● **EXERCISE DESCRIPTION**
Transcribe every line exactly. Leave the pictures behind.

● **SUPPLIED MATERIAL**
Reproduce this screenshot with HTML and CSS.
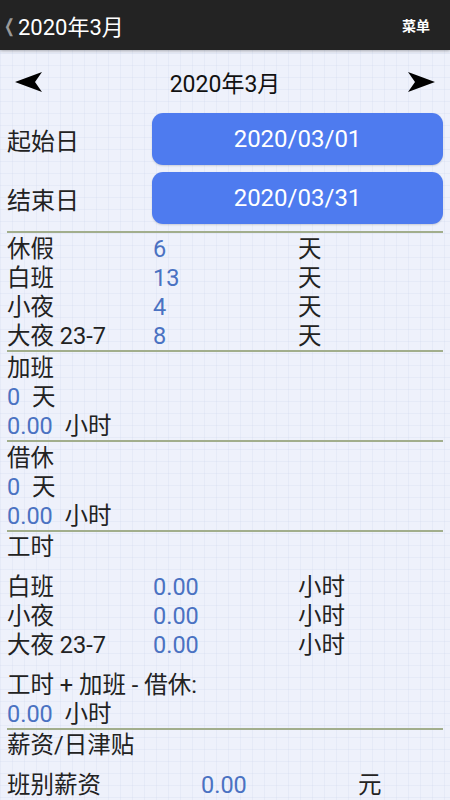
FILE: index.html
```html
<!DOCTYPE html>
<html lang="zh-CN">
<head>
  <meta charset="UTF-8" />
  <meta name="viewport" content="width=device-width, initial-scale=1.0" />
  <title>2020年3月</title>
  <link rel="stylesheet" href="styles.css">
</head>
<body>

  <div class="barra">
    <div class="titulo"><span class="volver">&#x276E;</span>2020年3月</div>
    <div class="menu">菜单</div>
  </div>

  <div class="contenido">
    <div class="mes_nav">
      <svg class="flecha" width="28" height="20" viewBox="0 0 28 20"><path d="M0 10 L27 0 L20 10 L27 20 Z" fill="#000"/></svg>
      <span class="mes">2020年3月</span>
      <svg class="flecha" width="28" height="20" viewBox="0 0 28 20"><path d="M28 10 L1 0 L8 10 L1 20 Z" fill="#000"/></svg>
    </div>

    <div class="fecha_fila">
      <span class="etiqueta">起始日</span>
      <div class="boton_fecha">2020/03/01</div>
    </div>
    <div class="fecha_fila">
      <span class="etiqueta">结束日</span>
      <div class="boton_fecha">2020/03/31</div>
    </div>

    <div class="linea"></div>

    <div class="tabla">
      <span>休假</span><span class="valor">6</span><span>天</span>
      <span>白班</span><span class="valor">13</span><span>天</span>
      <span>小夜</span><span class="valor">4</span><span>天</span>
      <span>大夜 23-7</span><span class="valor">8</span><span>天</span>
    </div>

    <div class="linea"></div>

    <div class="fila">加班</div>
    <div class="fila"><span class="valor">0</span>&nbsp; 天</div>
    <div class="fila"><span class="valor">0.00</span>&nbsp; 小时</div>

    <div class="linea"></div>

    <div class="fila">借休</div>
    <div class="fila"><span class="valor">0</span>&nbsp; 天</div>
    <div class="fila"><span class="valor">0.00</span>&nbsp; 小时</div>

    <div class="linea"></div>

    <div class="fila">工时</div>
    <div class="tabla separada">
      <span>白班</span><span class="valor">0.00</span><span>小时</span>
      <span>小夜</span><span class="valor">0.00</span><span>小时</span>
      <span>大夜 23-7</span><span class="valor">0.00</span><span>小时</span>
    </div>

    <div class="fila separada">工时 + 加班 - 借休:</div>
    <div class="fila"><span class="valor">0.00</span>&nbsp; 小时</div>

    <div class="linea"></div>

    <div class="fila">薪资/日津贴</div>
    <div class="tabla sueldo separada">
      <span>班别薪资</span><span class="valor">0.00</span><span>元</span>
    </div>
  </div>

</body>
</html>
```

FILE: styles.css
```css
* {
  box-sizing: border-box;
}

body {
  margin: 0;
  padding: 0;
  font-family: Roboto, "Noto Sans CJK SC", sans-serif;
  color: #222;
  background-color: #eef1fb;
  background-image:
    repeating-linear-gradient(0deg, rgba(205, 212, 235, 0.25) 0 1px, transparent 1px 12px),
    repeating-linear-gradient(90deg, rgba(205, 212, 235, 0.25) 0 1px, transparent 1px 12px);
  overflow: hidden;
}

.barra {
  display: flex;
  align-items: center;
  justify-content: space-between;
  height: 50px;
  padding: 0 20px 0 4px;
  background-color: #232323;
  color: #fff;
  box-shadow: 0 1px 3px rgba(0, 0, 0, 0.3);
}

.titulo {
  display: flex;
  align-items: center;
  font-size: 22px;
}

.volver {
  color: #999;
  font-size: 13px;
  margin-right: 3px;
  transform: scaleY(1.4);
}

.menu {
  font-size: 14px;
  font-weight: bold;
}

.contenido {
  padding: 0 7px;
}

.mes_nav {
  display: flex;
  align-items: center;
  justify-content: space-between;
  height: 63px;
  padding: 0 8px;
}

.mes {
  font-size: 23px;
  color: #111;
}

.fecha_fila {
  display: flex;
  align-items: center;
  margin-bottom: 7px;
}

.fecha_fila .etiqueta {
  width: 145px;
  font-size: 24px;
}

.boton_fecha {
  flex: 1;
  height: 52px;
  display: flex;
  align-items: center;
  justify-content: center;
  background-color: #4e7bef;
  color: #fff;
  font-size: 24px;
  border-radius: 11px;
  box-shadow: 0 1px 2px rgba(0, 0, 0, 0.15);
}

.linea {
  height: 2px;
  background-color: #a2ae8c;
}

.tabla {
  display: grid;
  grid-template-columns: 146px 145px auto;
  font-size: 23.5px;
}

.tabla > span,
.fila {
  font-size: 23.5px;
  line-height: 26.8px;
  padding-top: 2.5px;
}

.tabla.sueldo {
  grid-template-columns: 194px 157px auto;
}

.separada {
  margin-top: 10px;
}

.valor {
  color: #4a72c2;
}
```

● **RESULT FOR THIS EXERCISE**
Reproduce this screenshot with HTML and CSS.
FILE: index.html
```html
<!DOCTYPE html>
<html lang="zh-CN">
<head>
  <meta charset="UTF-8" />
  <meta name="viewport" content="width=device-width, initial-scale=1.0" />
  <title>2020年3月</title>
  <link rel="stylesheet" href="styles.css">
</head>
<body>

  <div class="barra">
    <div class="titulo"><span class="volver">&#x276E;</span>2020年3月</div>
    <div class="menu">菜单</div>
  </div>

  <div class="contenido">
    <div class="mes_nav">
      <svg class="flecha" width="28" height="20" viewBox="0 0 28 20"><path d="M0 10 L27 0 L20 10 L27 20 Z" fill="#000"/></svg>
      <span class="mes">2020年3月</span>
      <svg class="flecha" width="28" height="20" viewBox="0 0 28 20"><path d="M28 10 L1 0 L8 10 L1 20 Z" fill="#000"/></svg>
    </div>

    <div class="fecha_fila">
      <span class="etiqueta">起始日</span>
      <div class="boton_fecha">2020/03/01</div>
    </div>
    <div class="fecha_fila">
      <span class="etiqueta">结束日</span>
      <div class="boton_fecha">2020/03/31</div>
    </div>

    <div class="linea"></div>

    <div class="tabla">
      <span>休假</span><span class="valor">6</span><span>天</span>
      <span>白班</span><span class="valor">13</span><span>天</span>
      <span>小夜</span><span class="valor">4</span><span>天</span>
      <span>大夜 23-7</span><span class="valor">8</span><span>天</span>
    </div>

    <div class="linea"></div>

    <div class="fila">加班</div>
    <div class="fila"><span class="valor">0</span>&nbsp; 天</div>
    <div class="fila"><span class="valor">0.00</span>&nbsp; 小时</div>

    <div class="linea"></div>

    <div class="fila">借休</div>
    <div class="fila"><span class="valor">0</span>&nbsp; 天</div>
    <div class="fila"><span class="valor">0.00</span>&nbsp; 小时</div>

    <div class="linea"></div>

    <div class="fila">工时</div>
    <div class="tabla separada">
      <span>白班</span><span class="valor">0.00</span><span>小时</span>
      <span>小夜</span><span class="valor">0.00</span><span>小时</span>
      <span>大夜 23-7</span><span class="valor">0.00</span><span>小时</span>
    </div>

    <div class="fila separada">工时 + 加班 - 借休:</div>
    <div class="fila"><span class="valor">0.00</span>&nbsp; 小时</div>

    <div class="linea"></div>

    <div class="fila">薪资/日津贴</div>
    <div class="tabla sueldo separada">
      <span>班别薪资</span><span class="valor">0.00</span><span>元</span>
    </div>
  </div>

</body>
</html>
```

FILE: styles.css
```css
* {
  box-sizing: border-box;
}

body {
  margin: 0;
  padding: 0;
  font-family: Roboto, "Noto Sans CJK SC", sans-serif;
  color: #222;
  background-color: #eef1fb;
  background-image:
    repeating-linear-gradient(0deg, rgba(205, 212, 235, 0.25) 0 1px, transparent 1px 12px),
    repeating-linear-gradient(90deg, rgba(205, 212, 235, 0.25) 0 1px, transparent 1px 12px);
  overflow: hidden;
}

.barra {
  display: flex;
  align-items: center;
  justify-content: space-between;
  height: 50px;
  padding: 0 20px 0 4px;
  background-color: #232323;
  color: #fff;
  box-shadow: 0 1px 3px rgba(0, 0, 0, 0.3);
}

.titulo {
  display: flex;
  align-items: center;
  font-size: 22px;
}

.volver {
  color: #999;
  font-size: 13px;
  margin-right: 3px;
  transform: scaleY(1.4);
}

.menu {
  font-size: 14px;
  font-weight: bold;
}

.contenido {
  padding: 0 7px;
}

.mes_nav {
  display: flex;
  align-items: center;
  justify-content: space-between;
  height: 63px;
  padding: 0 8px;
}

.mes {
  font-size: 23px;
  color: #111;
}

.fecha_fila {
  display: flex;
  align-items: center;
  margin-bottom: 7px;
}

.fecha_fila .etiqueta {
  width: 145px;
  font-size: 24px;
}

.boton_fecha {
  flex: 1;
  height: 52px;
  display: flex;
  align-items: center;
  justify-content: center;
  background-color: #4e7bef;
  color: #fff;
  font-size: 24px;
  border-radius: 11px;
  box-shadow: 0 1px 2px rgba(0, 0, 0, 0.15);
}

.linea {
  height: 2px;
  background-color: #a2ae8c;
}

.tabla {
  display: grid;
  grid-template-columns: 146px 145px auto;
  font-size: 23.5px;
}

.tabla > span,
.fila {
  font-size: 23.5px;
  line-height: 26.8px;
  padding-top: 2.5px;
}

.tabla.sueldo {
  grid-template-columns: 194px 157px auto;
}

.separada {
  margin-top: 10px;
}

.valor {
  color: #4a72c2;
}
```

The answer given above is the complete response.